Para não se alongar, Damião dos-versos pausou por instantes para beber água e observar a plateia absorvida de João remexe-bucho. Damião ainda completou terem existido, na história juazeirense, muitos psicopatas que vinham e moravam em Juazeiro do Norte. E por fim concluiu: João remexe-bucho faleceu sem haver entrado em consultório, sem ser internado em hospital. Levaram-no para uma cova anônima, sem ninguém saber o local.
Contudo, o que mais chamou à atenção do público da amostra cultural deu-se com a quantidade de fãs de João remexe-bucho, o pitoresco juazeirense, na exposição.
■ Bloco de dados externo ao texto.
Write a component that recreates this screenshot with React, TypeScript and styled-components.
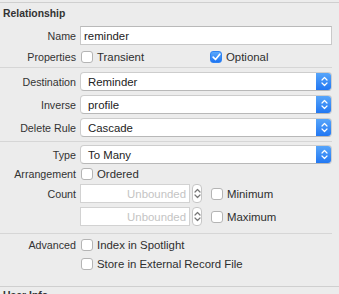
import React from "react";
import styled, { createGlobalStyle } from "styled-components";

const Global = createGlobalStyle`
  html, body { margin: 0; padding: 0; background: #ececec; }
  body { font-family: "Liberation Sans", Arial, sans-serif; font-size: 11.4px; color: #2e2e2e; }
  * { box-sizing: border-box; }
`;

const Panel = styled.div`
  width: 339px;
  height: 294px;
  overflow: hidden;
  background: #ececec;
  display: flex;
  flex-direction: column;
`;

const OuterRule = styled.div<{ $mt: number }>`
  height: 1px;
  flex: none;
  background: #cfcfcf;
  margin-top: ${(p) => p.$mt}px;
`;

const InnerRule = styled.div<{ $mt: number; $mb: number }>`
  height: 1px;
  flex: none;
  width: 332px;
  background: #d6d6d6;
  margin-top: ${(p) => p.$mt}px;
  margin-bottom: ${(p) => p.$mb}px;
`;

const Header = styled.div<{ $mt: number }>`
  font-weight: bold;
  font-size: 10.4px;
  line-height: 14px;
  padding-left: 3px;
  color: #333;
  flex: none;
  margin-top: ${(p) => p.$mt}px;
`;

const Row = styled.div<{ $mt?: number; $h?: number }>`
  display: grid;
  grid-template-columns: 76px 1fr;
  column-gap: 4px;
  align-items: center;
  flex: none;
  height: ${(p) => p.$h ?? 19}px;
  margin-top: ${(p) => p.$mt ?? 0}px;
  width: 332px;
`;

const Label = styled.div`
  text-align: right;
  white-space: nowrap;
  font-size: 10.7px;
  color: #333;
`;

const Controls = styled.div`
  display: flex;
  align-items: center;
  height: 100%;
  min-width: 0;
`;

const TextField = styled.div`
  flex: 1;
  height: 19px;
  background: #fff;
  border: 1px solid #c9c9c9;
  border-top-color: #b9b9b9;
  display: flex;
  align-items: center;
  padding-left: 3px;
  color: #222;
`;

const NumberField = styled.div`
  width: 110px;
  height: 19px;
  background: #fff;
  border: 1px solid #d2d2d2;
  display: flex;
  align-items: center;
  justify-content: flex-end;
  padding-right: 3px;
  color: #c4c4c4;
`;

const Popup = styled.div`
  flex: 1;
  height: 19px;
  background: #fff;
  border: 1px solid #cdcdcd;
  border-bottom-color: #b8b8b8;
  border-radius: 4px;
  display: flex;
  align-items: center;
  padding-left: 7px;
  position: relative;
  color: #222;
  overflow: hidden;
`;

const PopupArrows = styled.div`
  position: absolute;
  right: -1px;
  top: -1px;
  bottom: -1px;
  width: 16px;
  border-radius: 0 4px 4px 0;
  background: linear-gradient(#5aa8fb, #1f75f2);
  display: flex;
  align-items: center;
  justify-content: center;
`;

const Stepper = styled.div`
  width: 10px;
  height: 19px;
  margin-left: 2px;
  border: 1px solid #c6c6c6;
  border-radius: 4px;
  background: #fff;
  display: flex;
  align-items: center;
  justify-content: center;
`;

const Check = styled.span<{ $on?: boolean }>`
  width: 12px;
  height: 12px;
  flex: none;
  border-radius: 3px;
  border: 1px solid ${(p) => (p.$on ? "#2f83f3" : "#b4b4b4")};
  background: ${(p) => (p.$on ? "linear-gradient(#5aa8fb, #1f75f2)" : "#fff")};
  display: inline-flex;
  align-items: center;
  justify-content: center;
  margin-left: 1px;
`;

const CheckItem = styled.label<{ $w?: number; $ml?: number }>`
  display: inline-flex;
  align-items: center;
  gap: 4px;
  width: ${(p) => (p.$w ? `${p.$w}px` : "auto")};
  margin-left: ${(p) => p.$ml ?? 0}px;
  color: #2e2e2e;
  white-space: nowrap;
`;

const Chevrons = ({ color }: { color: string }) => (
  <svg width="7" height="11" viewBox="0 0 7 11">
    <path d="M1 4 L3.5 1.5 L6 4" fill="none" stroke={color} strokeWidth="1.2" strokeLinecap="round" strokeLinejoin="round" />
    <path d="M1 7 L3.5 9.5 L6 7" fill="none" stroke={color} strokeWidth="1.2" strokeLinecap="round" strokeLinejoin="round" />
  </svg>
);

const Tick = () => (
  <svg width="9" height="8" viewBox="0 0 9 8">
    <path d="M1.2 4.2 L3.5 6.5 L7.8 1.2" fill="none" stroke="#fff" strokeWidth="1.7" strokeLinecap="round" strokeLinejoin="round" />
  </svg>
);

const Box = ({ on }: { on?: boolean }) => <Check $on={on}>{on ? <Tick /> : null}</Check>;

const PopupButton = ({ value }: { value: string }) => (
  <Popup>
    {value}
    <PopupArrows>
      <Chevrons color="#fff" />
    </PopupArrows>
  </Popup>
);

const CountRow = ({ mt, label, check }: { mt: number; label: string; check: string }) => (
  <Row $mt={mt}>
    <Label>{label}</Label>
    <Controls>
      <NumberField>Unbounded</NumberField>
      <Stepper>
        <Chevrons color="#777" />
      </Stepper>
      <CheckItem $ml={8}>
        <Box />
        {check}
      </CheckItem>
    </Controls>
  </Row>
);

export default function App() {
  return (
    <>
      <Global />
      <Panel>
        <OuterRule $mt={2} />
        <Header $mt={4}>Relationship</Header>
        <Row $mt={5}>
          <Label>Name</Label>
          <Controls>
            <TextField>reminder</TextField>
          </Controls>
        </Row>
        <Row $mt={4} $h={16}>
          <Label>Properties</Label>
          <Controls>
            <CheckItem $w={129}>
              <Box />
              Transient
            </CheckItem>
            <CheckItem>
              <Box on />
              Optional
            </CheckItem>
          </Controls>
        </Row>
        <InnerRule $mt={2} $mb={4} />
        <Row>
          <Label>Destination</Label>
          <Controls>
            <PopupButton value="Reminder" />
          </Controls>
        </Row>
        <Row $mt={4}>
          <Label>Inverse</Label>
          <Controls>
            <PopupButton value="profile" />
          </Controls>
        </Row>
        <Row $mt={4}>
          <Label>Delete Rule</Label>
          <Controls>
            <PopupButton value="Cascade" />
          </Controls>
        </Row>
        <InnerRule $mt={4} $mb={3} />
        <Row>
          <Label>Type</Label>
          <Controls>
            <PopupButton value="To Many" />
          </Controls>
        </Row>
        <Row $mt={2} $h={16}>
          <Label>Arrangement</Label>
          <Controls>
            <CheckItem>
              <Box />
              Ordered
            </CheckItem>
          </Controls>
        </Row>
        <CountRow mt={2} label="Count" check="Minimum" />
        <CountRow mt={4} label="" check="Maximum" />
        <InnerRule $mt={7} $mb={3} />
        <Row $h={16}>
          <Label>Advanced</Label>
          <Controls>
            <CheckItem>
              <Box />
              Index in Spotlight
            </CheckItem>
          </Controls>
        </Row>
        <Row $mt={3} $h={16}>
          <Label></Label>
          <Controls>
            <CheckItem>
              <Box />
              Store in External Record File
            </CheckItem>
          </Controls>
        </Row>
        <OuterRule $mt={14} />
        <Header $mt={2}>User Info</Header>
      </Panel>
    </>
  );
}
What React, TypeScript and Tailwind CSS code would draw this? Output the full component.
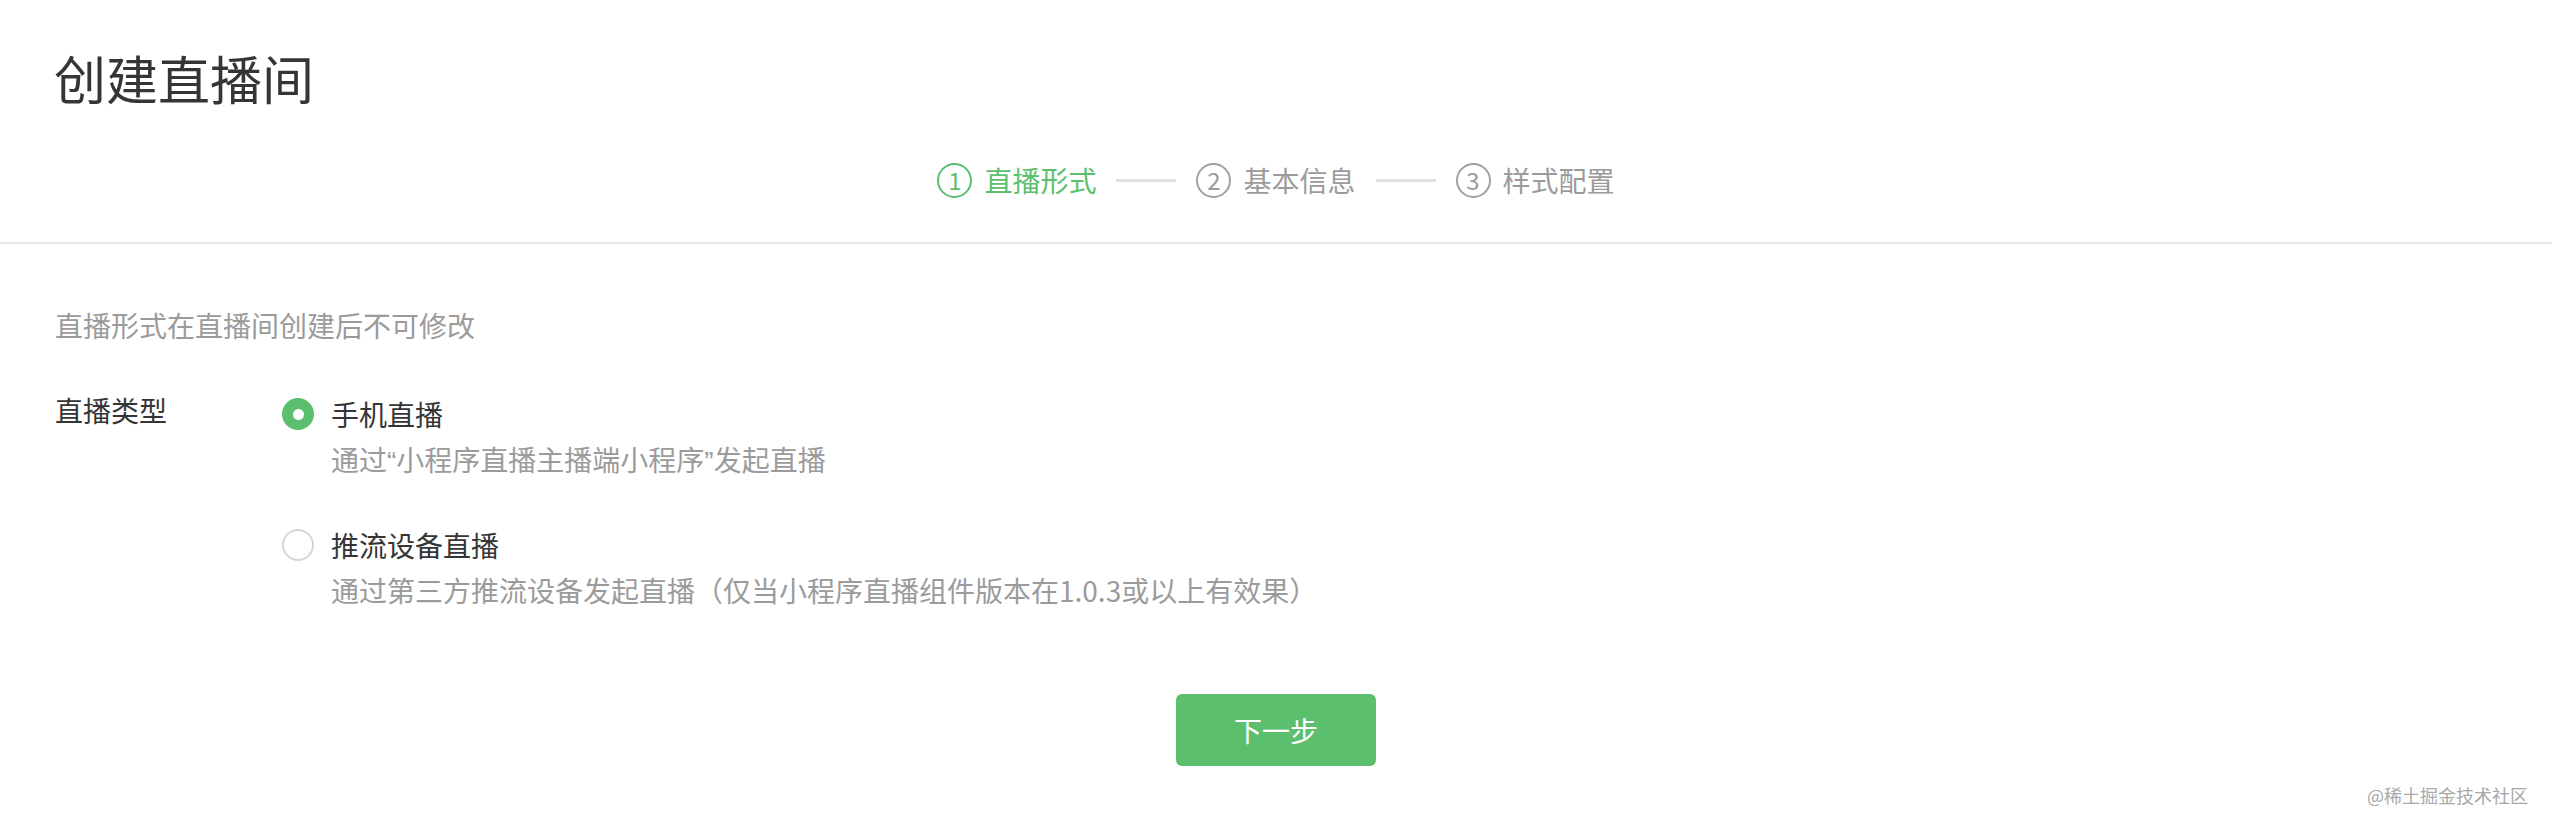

Até hoje, João é reconhecido em verso e prosa. Seu saco de pano desapareceu. Sua vestimenta idem. Não se viu mais a cabeleira preta assanhada, a pele preta escurecida mais pelo sol, os pés bem largos, os dedos dos pés espalhados e a sola dos pés carrancudos.
João remexe-bucho ainda permanecerá na história de Juazeiro do Norte. João remexe-bucho jamais se manterá na ciência Folclore.
Afinal, quando se diz que personagem lendário não é real, isso significa que ele é fictício, vindo de conto ou crônica, de lenda ou mito, e não de uma pessoa que realmente existiu.